What the task requires: Copy the data below exactly, omitting any picture it contains.

<<<<

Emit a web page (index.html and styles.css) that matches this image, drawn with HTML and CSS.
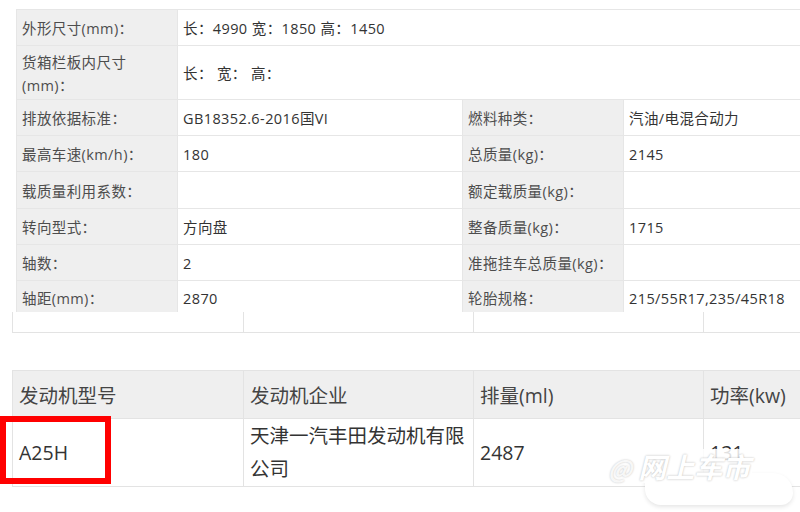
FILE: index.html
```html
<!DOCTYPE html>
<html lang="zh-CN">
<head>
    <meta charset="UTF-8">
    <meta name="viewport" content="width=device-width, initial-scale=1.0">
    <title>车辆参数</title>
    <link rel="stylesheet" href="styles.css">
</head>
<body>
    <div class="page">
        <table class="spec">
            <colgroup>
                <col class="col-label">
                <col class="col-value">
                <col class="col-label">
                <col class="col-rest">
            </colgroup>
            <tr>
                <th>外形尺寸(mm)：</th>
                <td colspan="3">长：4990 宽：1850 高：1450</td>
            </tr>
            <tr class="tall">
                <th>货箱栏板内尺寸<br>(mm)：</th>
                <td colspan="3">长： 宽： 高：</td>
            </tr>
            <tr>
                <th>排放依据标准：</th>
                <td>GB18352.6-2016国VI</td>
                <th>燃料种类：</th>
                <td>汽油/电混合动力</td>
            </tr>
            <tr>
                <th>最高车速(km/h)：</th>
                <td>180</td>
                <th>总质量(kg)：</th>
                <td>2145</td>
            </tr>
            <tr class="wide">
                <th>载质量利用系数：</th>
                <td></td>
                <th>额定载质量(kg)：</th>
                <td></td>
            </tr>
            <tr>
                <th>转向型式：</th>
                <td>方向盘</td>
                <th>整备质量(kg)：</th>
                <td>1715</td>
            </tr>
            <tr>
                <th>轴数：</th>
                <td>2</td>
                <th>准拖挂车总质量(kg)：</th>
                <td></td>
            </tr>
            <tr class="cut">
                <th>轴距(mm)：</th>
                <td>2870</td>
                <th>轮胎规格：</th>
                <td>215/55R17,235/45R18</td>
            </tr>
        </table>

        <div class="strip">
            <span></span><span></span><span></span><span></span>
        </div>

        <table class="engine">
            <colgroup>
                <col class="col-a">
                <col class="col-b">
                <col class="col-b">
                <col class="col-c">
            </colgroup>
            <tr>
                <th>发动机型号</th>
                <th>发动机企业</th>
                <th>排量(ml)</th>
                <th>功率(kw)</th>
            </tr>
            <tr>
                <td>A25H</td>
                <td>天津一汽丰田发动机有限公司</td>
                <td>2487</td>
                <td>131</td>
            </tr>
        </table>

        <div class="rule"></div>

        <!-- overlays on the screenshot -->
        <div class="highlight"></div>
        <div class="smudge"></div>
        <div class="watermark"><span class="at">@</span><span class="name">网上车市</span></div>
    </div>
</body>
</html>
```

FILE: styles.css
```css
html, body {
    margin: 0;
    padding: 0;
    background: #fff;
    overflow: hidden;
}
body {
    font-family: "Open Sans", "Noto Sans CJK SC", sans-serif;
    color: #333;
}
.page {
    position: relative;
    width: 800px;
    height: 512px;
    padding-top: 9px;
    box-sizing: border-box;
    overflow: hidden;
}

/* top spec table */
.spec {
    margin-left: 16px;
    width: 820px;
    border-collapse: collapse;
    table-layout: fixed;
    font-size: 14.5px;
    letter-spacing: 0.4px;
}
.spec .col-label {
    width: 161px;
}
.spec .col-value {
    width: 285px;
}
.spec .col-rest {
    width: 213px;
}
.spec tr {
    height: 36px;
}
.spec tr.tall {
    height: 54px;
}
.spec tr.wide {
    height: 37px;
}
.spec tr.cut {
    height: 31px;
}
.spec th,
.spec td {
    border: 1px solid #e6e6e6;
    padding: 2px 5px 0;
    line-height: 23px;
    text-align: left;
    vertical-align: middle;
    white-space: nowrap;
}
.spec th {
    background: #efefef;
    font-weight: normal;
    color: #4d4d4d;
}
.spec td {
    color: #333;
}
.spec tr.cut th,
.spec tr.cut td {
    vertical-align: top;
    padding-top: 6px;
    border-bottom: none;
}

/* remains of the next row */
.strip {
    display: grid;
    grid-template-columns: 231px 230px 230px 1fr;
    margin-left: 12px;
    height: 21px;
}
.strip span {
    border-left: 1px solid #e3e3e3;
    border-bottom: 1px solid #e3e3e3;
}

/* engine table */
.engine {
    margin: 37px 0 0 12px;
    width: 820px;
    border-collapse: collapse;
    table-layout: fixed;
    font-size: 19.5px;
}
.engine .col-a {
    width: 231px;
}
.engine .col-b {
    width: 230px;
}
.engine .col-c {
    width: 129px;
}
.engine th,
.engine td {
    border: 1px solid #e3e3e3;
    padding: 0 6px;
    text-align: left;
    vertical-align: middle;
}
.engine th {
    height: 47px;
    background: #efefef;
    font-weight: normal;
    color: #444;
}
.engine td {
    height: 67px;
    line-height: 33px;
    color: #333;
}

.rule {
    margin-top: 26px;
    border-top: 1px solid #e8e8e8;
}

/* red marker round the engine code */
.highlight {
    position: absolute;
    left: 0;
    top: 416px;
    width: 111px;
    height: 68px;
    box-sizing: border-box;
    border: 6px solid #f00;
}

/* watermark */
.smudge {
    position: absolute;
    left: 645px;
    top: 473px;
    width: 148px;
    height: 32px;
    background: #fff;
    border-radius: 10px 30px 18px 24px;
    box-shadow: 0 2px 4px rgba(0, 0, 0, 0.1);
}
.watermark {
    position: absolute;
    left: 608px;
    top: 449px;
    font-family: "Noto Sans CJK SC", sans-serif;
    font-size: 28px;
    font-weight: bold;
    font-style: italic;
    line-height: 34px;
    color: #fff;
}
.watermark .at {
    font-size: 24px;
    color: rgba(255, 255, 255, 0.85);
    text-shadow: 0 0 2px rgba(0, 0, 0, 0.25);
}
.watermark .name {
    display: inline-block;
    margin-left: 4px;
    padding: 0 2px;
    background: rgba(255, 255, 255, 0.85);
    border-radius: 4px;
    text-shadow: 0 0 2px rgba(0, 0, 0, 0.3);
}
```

>>>>

Exercise answer:
Emit a web page (index.html and styles.css) that matches this image, drawn with HTML and CSS.
FILE: index.html
```html
<!DOCTYPE html>
<html lang="zh-CN">
<head>
    <meta charset="UTF-8">
    <meta name="viewport" content="width=device-width, initial-scale=1.0">
    <title>车辆参数</title>
    <link rel="stylesheet" href="styles.css">
</head>
<body>
    <div class="page">
        <table class="spec">
            <colgroup>
                <col class="col-label">
                <col class="col-value">
                <col class="col-label">
                <col class="col-rest">
            </colgroup>
            <tr>
                <th>外形尺寸(mm)：</th>
                <td colspan="3">长：4990 宽：1850 高：1450</td>
            </tr>
            <tr class="tall">
                <th>货箱栏板内尺寸<br>(mm)：</th>
                <td colspan="3">长： 宽： 高：</td>
            </tr>
            <tr>
                <th>排放依据标准：</th>
                <td>GB18352.6-2016国VI</td>
                <th>燃料种类：</th>
                <td>汽油/电混合动力</td>
            </tr>
            <tr>
                <th>最高车速(km/h)：</th>
                <td>180</td>
                <th>总质量(kg)：</th>
                <td>2145</td>
            </tr>
            <tr class="wide">
                <th>载质量利用系数：</th>
                <td></td>
                <th>额定载质量(kg)：</th>
                <td></td>
            </tr>
            <tr>
                <th>转向型式：</th>
                <td>方向盘</td>
                <th>整备质量(kg)：</th>
                <td>1715</td>
            </tr>
            <tr>
                <th>轴数：</th>
                <td>2</td>
                <th>准拖挂车总质量(kg)：</th>
                <td></td>
            </tr>
            <tr class="cut">
                <th>轴距(mm)：</th>
                <td>2870</td>
                <th>轮胎规格：</th>
                <td>215/55R17,235/45R18</td>
            </tr>
        </table>

        <div class="strip">
            <span></span><span></span><span></span><span></span>
        </div>

        <table class="engine">
            <colgroup>
                <col class="col-a">
                <col class="col-b">
                <col class="col-b">
                <col class="col-c">
            </colgroup>
            <tr>
                <th>发动机型号</th>
                <th>发动机企业</th>
                <th>排量(ml)</th>
                <th>功率(kw)</th>
            </tr>
            <tr>
                <td>A25H</td>
                <td>天津一汽丰田发动机有限公司</td>
                <td>2487</td>
                <td>131</td>
            </tr>
        </table>

        <div class="rule"></div>

        <!-- overlays on the screenshot -->
        <div class="highlight"></div>
        <div class="smudge"></div>
        <div class="watermark"><span class="at">@</span><span class="name">网上车市</span></div>
    </div>
</body>
</html>
```

FILE: styles.css
```css
html, body {
    margin: 0;
    padding: 0;
    background: #fff;
    overflow: hidden;
}
body {
    font-family: "Open Sans", "Noto Sans CJK SC", sans-serif;
    color: #333;
}
.page {
    position: relative;
    width: 800px;
    height: 512px;
    padding-top: 9px;
    box-sizing: border-box;
    overflow: hidden;
}

/* top spec table */
.spec {
    margin-left: 16px;
    width: 820px;
    border-collapse: collapse;
    table-layout: fixed;
    font-size: 14.5px;
    letter-spacing: 0.4px;
}
.spec .col-label {
    width: 161px;
}
.spec .col-value {
    width: 285px;
}
.spec .col-rest {
    width: 213px;
}
.spec tr {
    height: 36px;
}
.spec tr.tall {
    height: 54px;
}
.spec tr.wide {
    height: 37px;
}
.spec tr.cut {
    height: 31px;
}
.spec th,
.spec td {
    border: 1px solid #e6e6e6;
    padding: 2px 5px 0;
    line-height: 23px;
    text-align: left;
    vertical-align: middle;
    white-space: nowrap;
}
.spec th {
    background: #efefef;
    font-weight: normal;
    color: #4d4d4d;
}
.spec td {
    color: #333;
}
.spec tr.cut th,
.spec tr.cut td {
    vertical-align: top;
    padding-top: 6px;
    border-bottom: none;
}

/* remains of the next row */
.strip {
    display: grid;
    grid-template-columns: 231px 230px 230px 1fr;
    margin-left: 12px;
    height: 21px;
}
.strip span {
    border-left: 1px solid #e3e3e3;
    border-bottom: 1px solid #e3e3e3;
}

/* engine table */
.engine {
    margin: 37px 0 0 12px;
    width: 820px;
    border-collapse: collapse;
    table-layout: fixed;
    font-size: 19.5px;
}
.engine .col-a {
    width: 231px;
}
.engine .col-b {
    width: 230px;
}
.engine .col-c {
    width: 129px;
}
.engine th,
.engine td {
    border: 1px solid #e3e3e3;
    padding: 0 6px;
    text-align: left;
    vertical-align: middle;
}
.engine th {
    height: 47px;
    background: #efefef;
    font-weight: normal;
    color: #444;
}
.engine td {
    height: 67px;
    line-height: 33px;
    color: #333;
}

.rule {
    margin-top: 26px;
    border-top: 1px solid #e8e8e8;
}

/* red marker round the engine code */
.highlight {
    position: absolute;
    left: 0;
    top: 416px;
    width: 111px;
    height: 68px;
    box-sizing: border-box;
    border: 6px solid #f00;
}

/* watermark */
.smudge {
    position: absolute;
    left: 645px;
    top: 473px;
    width: 148px;
    height: 32px;
    background: #fff;
    border-radius: 10px 30px 18px 24px;
    box-shadow: 0 2px 4px rgba(0, 0, 0, 0.1);
}
.watermark {
    position: absolute;
    left: 608px;
    top: 449px;
    font-family: "Noto Sans CJK SC", sans-serif;
    font-size: 28px;
    font-weight: bold;
    font-style: italic;
    line-height: 34px;
    color: #fff;
}
.watermark .at {
    font-size: 24px;
    color: rgba(255, 255, 255, 0.85);
    text-shadow: 0 0 2px rgba(0, 0, 0, 0.25);
}
.watermark .name {
    display: inline-block;
    margin-left: 4px;
    padding: 0 2px;
    background: rgba(255, 255, 255, 0.85);
    border-radius: 4px;
    text-shadow: 0 0 2px rgba(0, 0, 0, 0.3);
}
```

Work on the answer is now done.